In the towns of San Pedro Sacatepequez, El Recuerdo, San Francisco, El Quetzal and other communities, numerous houses collapsed. In the neighbouring region of Quetzaltenango, adobe houses collapsed, killing four people and burying six others, rescuers working in the area said.
Guatemala's seismological institute Insuvimeh said the earthquake had a magnitude of 7.2. The US Geological Survey said the quake measured 7.5 on the Richter scale. The epicentre was almost 42 kilometres under the Caribbean Sea, 56 kilometres south-west of Retalhuleu, Guatemala, and 61 kilometres south-east of Suchiate in the southern Mexican state of Chiapas, USGS said.
In Guatemala City, the quake caused panic and led to the evacuation of high buildings for fear of aftershocks. The quake cut phone lines in Guatemala for a time.
It was felt as far away as Mexico City, though no damage was immediately reported in Mexico.
Three minutes later, an aftershock measuring 6.3 on the Richter scale caused panic and evacuations in central and southern Mexico.

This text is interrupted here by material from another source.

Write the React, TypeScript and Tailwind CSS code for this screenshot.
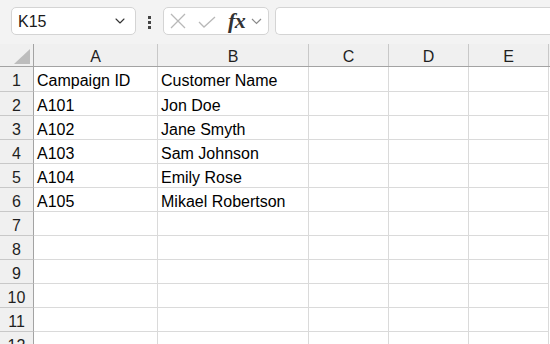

The aftershock's epicentre was 15 kilometres south-east of Rio Grande in the southern Mexican state of Oaxaca. It caused no damage.
Thousands of people fled Mexico City buildings after the quakes, which rattled lamps and furniture. Helicopters flew over the city to establish potential damage, and the underground service was temporarily suspended.
Mexico City was ravaged in 1985 by a quake that killed an estimated 10,000 people.